Because these sculptures are by and for the Bronx community, curators Amy Rosenblum-Martín and Ron Kavanaugh have taken care to create an experience that truly invites the community in and offers a space where they can linger and feel at home. Meant to epitomize the feeling of the neighborhood surrounding it, the exhibit even has dedicated tables where museum-goers can play a game of skelzies or dominoes while taking a break from investigating the artwork. “The exhibition aims to amplify John and Rigoberto’s radical love for all Bronxites,” said Rosenblum-Martín. “It’s definitely working against a white-box aesthetic and working toward the kind of architectural aesthetic that you see in the buildings in the community around the museum. We’re designing seating areas where people feel encouraged to bring their whole extended family and friends and sit and play for a while.”

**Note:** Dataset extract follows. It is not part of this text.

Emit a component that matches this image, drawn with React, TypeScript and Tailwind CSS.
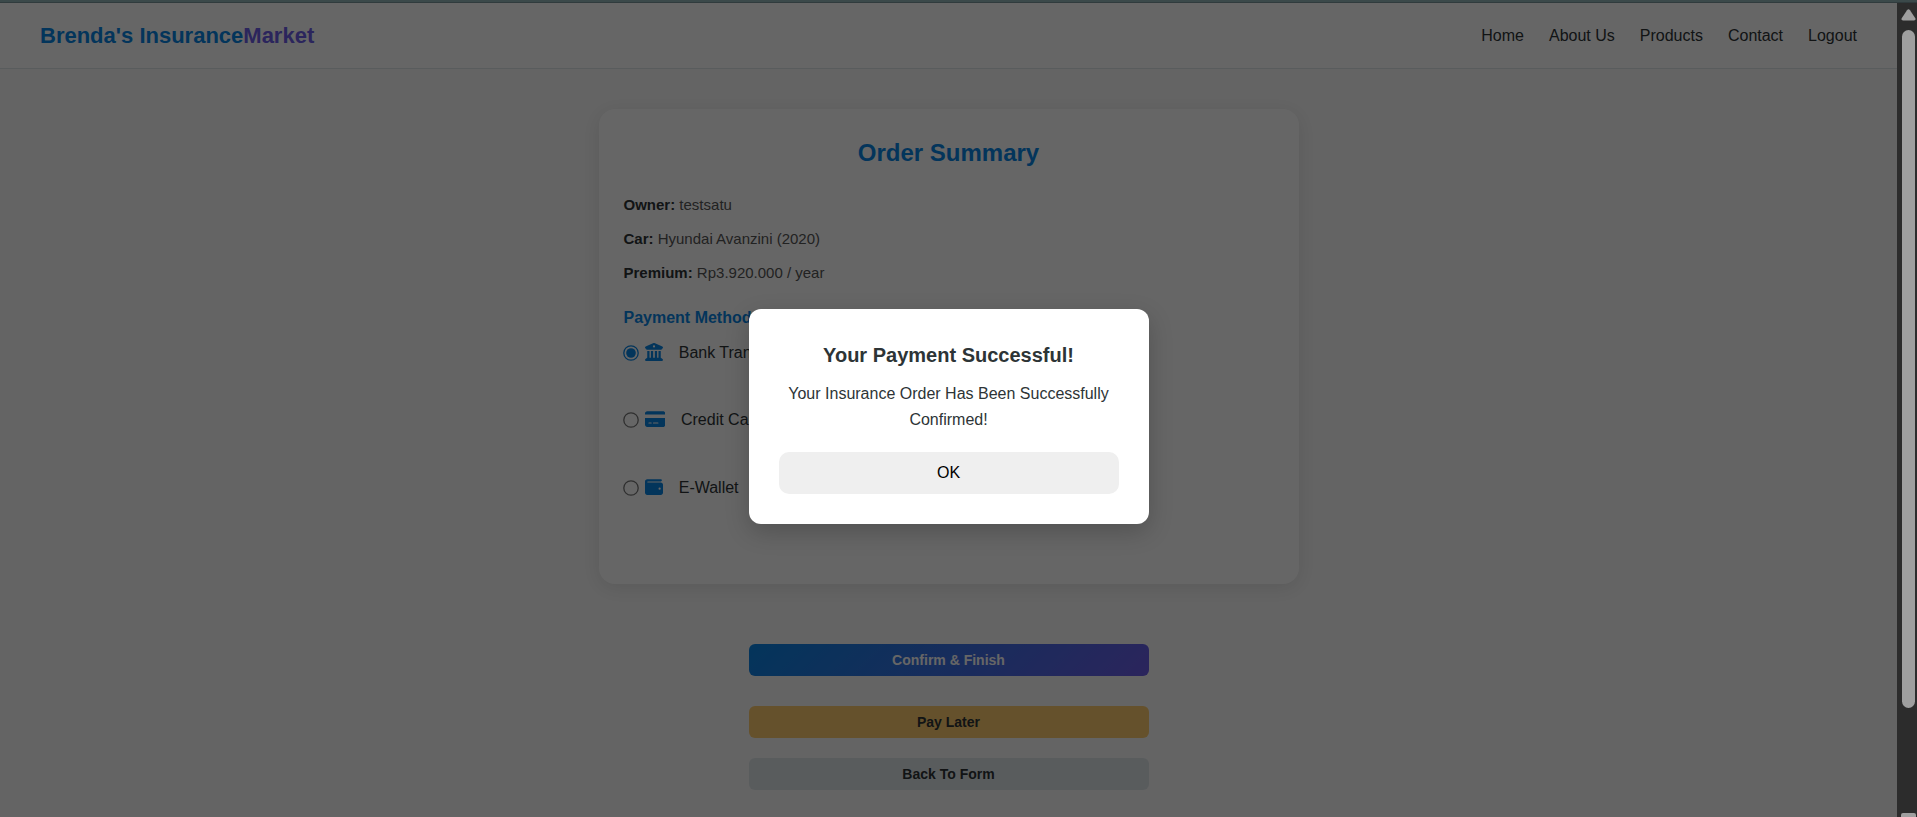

Kavanaugh has overseen the creating of the exhibition catalogue, which strives to represent numerous voices from the Bronx in a variety of ways. Among those is the inclusion of a graphic novel written by Kavanaugh and illustrated by Bronx artist Sole Rebel, which features a young heroine from the Bronx and in which Ahearn and Torres play a crucial role.

Remarking on the inspiration behind his graphic novel and the exhibition as a whole, Kavanaugh stated: “it’s important now to have heroes. I’ve looked at John and Rigo as that. They’ve both gone into the community to engage people – it takes courage to set up outside and invite your neighbors to be a part of your art project. I could not imagine participating in something like [lifecasting] voluntarily. For John and Rigo to get people to come outside their homes, cover their faces in plastic, and participate, that’s heroic in a different way.”

Reflective of the many warm relationships that Ahearn and Torres have built throughout their decades of creation, Swagger and Tenderness offers a sense of exuberance and positive energy that reflect what community is all about. “It’s a joy to make people happy and to see the expression on their face when I do this,” said Torres. That sense of happiness and social cohesion is precisely what makes this a compelling exhibition that should be experienced.